Leave out the images; return the rest of the data exactly.

»»

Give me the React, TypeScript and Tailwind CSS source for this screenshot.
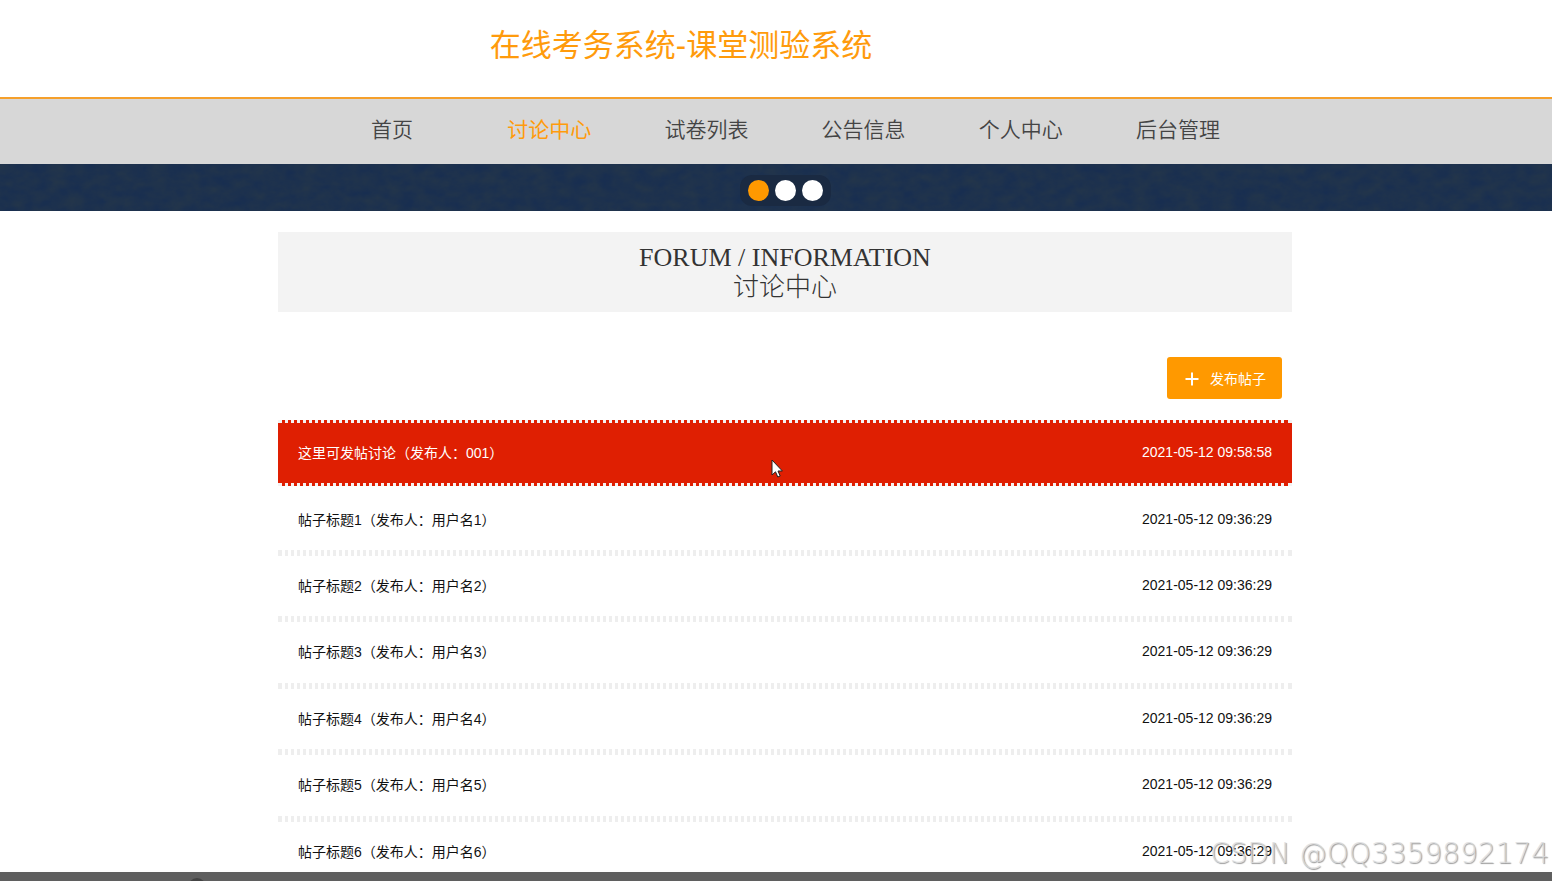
const navItems = ['首页', '讨论中心', '试卷列表', '公告信息', '个人中心', '后台管理'];

const posts = [
  { title: '这里可发帖讨论', user: '001', time: '2021-05-12 09:58:58' },
  { title: '帖子标题1', user: '用户名1', time: '2021-05-12 09:36:29' },
  { title: '帖子标题2', user: '用户名2', time: '2021-05-12 09:36:29' },
  { title: '帖子标题3', user: '用户名3', time: '2021-05-12 09:36:29' },
  { title: '帖子标题4', user: '用户名4', time: '2021-05-12 09:36:29' },
  { title: '帖子标题5', user: '用户名5', time: '2021-05-12 09:36:29' },
  { title: '帖子标题6', user: '用户名6', time: '2021-05-12 09:36:29' },
];

function Header() {
  return (
    <header className="h-[99px] border-b-2 border-[#f5a02c] pt-[25px] pr-[190px]">
      <h1 className="text-center text-[31px] leading-[42px] text-[#ff9b0c]">在线考务系统-课堂测验系统</h1>
    </header>
  );
}

function NavBar() {
  return (
    <nav className="bg-[#d7d7d7] pl-[18px]">
      <ul className="mx-auto grid h-[65px] max-w-[943px] grid-cols-6">
        {navItems.map((item) => (
          <li key={item} className="pt-[13px] text-center">
            <a
              href="#"
              className={
                item === '讨论中心'
                  ? 'text-[21px] leading-9 text-[#ff9b0c]'
                  : 'text-[21px] leading-9 font-[350] text-[#444444]'
              }
            >
              {item}
            </a>
          </li>
        ))}
      </ul>
    </nav>
  );
}

function Banner() {
  return (
    <section className="relative flex h-[47px] justify-center bg-[#182e50] pt-[11px] pl-[18px]">
      {/* Paper texture */}
      <svg className="absolute inset-0 h-full w-full" aria-hidden="true">
        <filter id="paper" x="0" y="0" width="100%" height="100%" colorInterpolationFilters="sRGB">
          <feTurbulence type="fractalNoise" baseFrequency="0.06 0.09" numOctaves="5" seed="4" />
          <feColorMatrix values="0 0 0 0 0.14  0 0 0 0 0.21  0 0 0 0 0.29  1.4 0 0 0 -0.25" />
        </filter>
        <rect width="100%" height="100%" filter="url(#paper)" />
      </svg>
      <div className="relative flex h-[31px] items-center gap-[6px] rounded-xl bg-[#1a2a42] px-2">
        <button aria-label="1" className="size-[21px] rounded-full bg-[#ff9900]" />
        <button aria-label="2" className="size-[21px] rounded-full bg-white" />
        <button aria-label="3" className="size-[21px] rounded-full bg-white" />
      </div>
    </section>
  );
}

function PostList() {
  return (
    <ul className="mt-[21px] grid min-h-[465px] auto-rows-fr text-sm">
      {posts.map((post, i) => (
        <li
          key={post.title}
          className={
            i === 0
              ? 'border-y-[3px] border-dotted border-[#f3f3f3] bg-[#df1f02] text-white'
              : 'border-y-[3px] border-dotted border-[#eeeeee] text-[#111111] nth-2:border-t-transparent'
          }
        >
          <a href="#" className="flex h-full items-center justify-between px-5">
            <span>
              {post.title}（发布人：{post.user}）
            </span>
            <time className="pb-[2px]">{post.time}</time>
          </a>
        </li>
      ))}
    </ul>
  );
}

export default function App() {
  return (
    <div className="relative h-screen w-full overflow-hidden bg-white font-['Liberation_Sans','Noto_Sans_CJK_SC',sans-serif]">
      <Header />
      <NavBar />
      <Banner />

      <main className="pl-[18px]">
        <div className="mx-auto max-w-[1014px] pt-[21px]">
          <h2 className="bg-[#f3f3f3] pt-[11px] pb-[9px] text-center font-['Liberation_Serif','Noto_Sans_CJK_SC',serif] text-[26px] leading-[30px] text-[#333333]">
            FORUM / INFORMATION
            <br />
            <span className="font-light">讨论中心</span>
          </h2>

          <div className="mt-[45px] flex justify-end pr-[10px]">
            <button className="flex h-[42px] items-center gap-[11px] rounded-[3px] bg-[#ff9900] pt-[2px] pr-4 pl-[18px] text-sm text-white">
              <svg viewBox="0 0 14 14" className="size-[14px]" fill="none" stroke="currentColor" strokeWidth="2">
                <path d="M7 0.5v13M0.5 7h13" />
              </svg>
              发布帖子
            </button>
          </div>

          <PostList />
        </div>
      </main>

      {/* Mouse pointer */}
      <svg viewBox="0 0 12 19" className="absolute top-[459px] left-[771px] h-[19px] w-3">
        <path d="M1 1v15l3.5-3.2 2.3 5.2 2.4-1-2.2-5h4.4z" fill="#fff" stroke="#222" strokeWidth="1" />
      </svg>

      <div className="absolute right-[3px] bottom-2 font-['DejaVu_Sans',sans-serif] text-[28px] leading-[38px] font-extralight text-[#dddddd]/80 [text-shadow:1px_1px_1px_#999]">
        CSDN @QQ3359892174
      </div>

      <div className="absolute inset-x-0 bottom-0 h-[9px] overflow-hidden bg-[#5f5f5f]">
        <div className="mt-[6px] ml-[188px] size-[18px] rounded-full bg-[#444444]" />
      </div>
    </div>
  );
}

««

**Result**:
Give me the React, TypeScript and Tailwind CSS source for this screenshot.
const navItems = ['首页', '讨论中心', '试卷列表', '公告信息', '个人中心', '后台管理'];

const posts = [
  { title: '这里可发帖讨论', user: '001', time: '2021-05-12 09:58:58' },
  { title: '帖子标题1', user: '用户名1', time: '2021-05-12 09:36:29' },
  { title: '帖子标题2', user: '用户名2', time: '2021-05-12 09:36:29' },
  { title: '帖子标题3', user: '用户名3', time: '2021-05-12 09:36:29' },
  { title: '帖子标题4', user: '用户名4', time: '2021-05-12 09:36:29' },
  { title: '帖子标题5', user: '用户名5', time: '2021-05-12 09:36:29' },
  { title: '帖子标题6', user: '用户名6', time: '2021-05-12 09:36:29' },
];

function Header() {
  return (
    <header className="h-[99px] border-b-2 border-[#f5a02c] pt-[25px] pr-[190px]">
      <h1 className="text-center text-[31px] leading-[42px] text-[#ff9b0c]">在线考务系统-课堂测验系统</h1>
    </header>
  );
}

function NavBar() {
  return (
    <nav className="bg-[#d7d7d7] pl-[18px]">
      <ul className="mx-auto grid h-[65px] max-w-[943px] grid-cols-6">
        {navItems.map((item) => (
          <li key={item} className="pt-[13px] text-center">
            <a
              href="#"
              className={
                item === '讨论中心'
                  ? 'text-[21px] leading-9 text-[#ff9b0c]'
                  : 'text-[21px] leading-9 font-[350] text-[#444444]'
              }
            >
              {item}
            </a>
          </li>
        ))}
      </ul>
    </nav>
  );
}

function Banner() {
  return (
    <section className="relative flex h-[47px] justify-center bg-[#182e50] pt-[11px] pl-[18px]">
      {/* Paper texture */}
      <svg className="absolute inset-0 h-full w-full" aria-hidden="true">
        <filter id="paper" x="0" y="0" width="100%" height="100%" colorInterpolationFilters="sRGB">
          <feTurbulence type="fractalNoise" baseFrequency="0.06 0.09" numOctaves="5" seed="4" />
          <feColorMatrix values="0 0 0 0 0.14  0 0 0 0 0.21  0 0 0 0 0.29  1.4 0 0 0 -0.25" />
        </filter>
        <rect width="100%" height="100%" filter="url(#paper)" />
      </svg>
      <div className="relative flex h-[31px] items-center gap-[6px] rounded-xl bg-[#1a2a42] px-2">
        <button aria-label="1" className="size-[21px] rounded-full bg-[#ff9900]" />
        <button aria-label="2" className="size-[21px] rounded-full bg-white" />
        <button aria-label="3" className="size-[21px] rounded-full bg-white" />
      </div>
    </section>
  );
}

function PostList() {
  return (
    <ul className="mt-[21px] grid min-h-[465px] auto-rows-fr text-sm">
      {posts.map((post, i) => (
        <li
          key={post.title}
          className={
            i === 0
              ? 'border-y-[3px] border-dotted border-[#f3f3f3] bg-[#df1f02] text-white'
              : 'border-y-[3px] border-dotted border-[#eeeeee] text-[#111111] nth-2:border-t-transparent'
          }
        >
          <a href="#" className="flex h-full items-center justify-between px-5">
            <span>
              {post.title}（发布人：{post.user}）
            </span>
            <time className="pb-[2px]">{post.time}</time>
          </a>
        </li>
      ))}
    </ul>
  );
}

export default function App() {
  return (
    <div className="relative h-screen w-full overflow-hidden bg-white font-['Liberation_Sans','Noto_Sans_CJK_SC',sans-serif]">
      <Header />
      <NavBar />
      <Banner />

      <main className="pl-[18px]">
        <div className="mx-auto max-w-[1014px] pt-[21px]">
          <h2 className="bg-[#f3f3f3] pt-[11px] pb-[9px] text-center font-['Liberation_Serif','Noto_Sans_CJK_SC',serif] text-[26px] leading-[30px] text-[#333333]">
            FORUM / INFORMATION
            <br />
            <span className="font-light">讨论中心</span>
          </h2>

          <div className="mt-[45px] flex justify-end pr-[10px]">
            <button className="flex h-[42px] items-center gap-[11px] rounded-[3px] bg-[#ff9900] pt-[2px] pr-4 pl-[18px] text-sm text-white">
              <svg viewBox="0 0 14 14" className="size-[14px]" fill="none" stroke="currentColor" strokeWidth="2">
                <path d="M7 0.5v13M0.5 7h13" />
              </svg>
              发布帖子
            </button>
          </div>

          <PostList />
        </div>
      </main>

      {/* Mouse pointer */}
      <svg viewBox="0 0 12 19" className="absolute top-[459px] left-[771px] h-[19px] w-3">
        <path d="M1 1v15l3.5-3.2 2.3 5.2 2.4-1-2.2-5h4.4z" fill="#fff" stroke="#222" strokeWidth="1" />
      </svg>

      <div className="absolute right-[3px] bottom-2 font-['DejaVu_Sans',sans-serif] text-[28px] leading-[38px] font-extralight text-[#dddddd]/80 [text-shadow:1px_1px_1px_#999]">
        CSDN @QQ3359892174
      </div>

      <div className="absolute inset-x-0 bottom-0 h-[9px] overflow-hidden bg-[#5f5f5f]">
        <div className="mt-[6px] ml-[188px] size-[18px] rounded-full bg-[#444444]" />
      </div>
    </div>
  );
}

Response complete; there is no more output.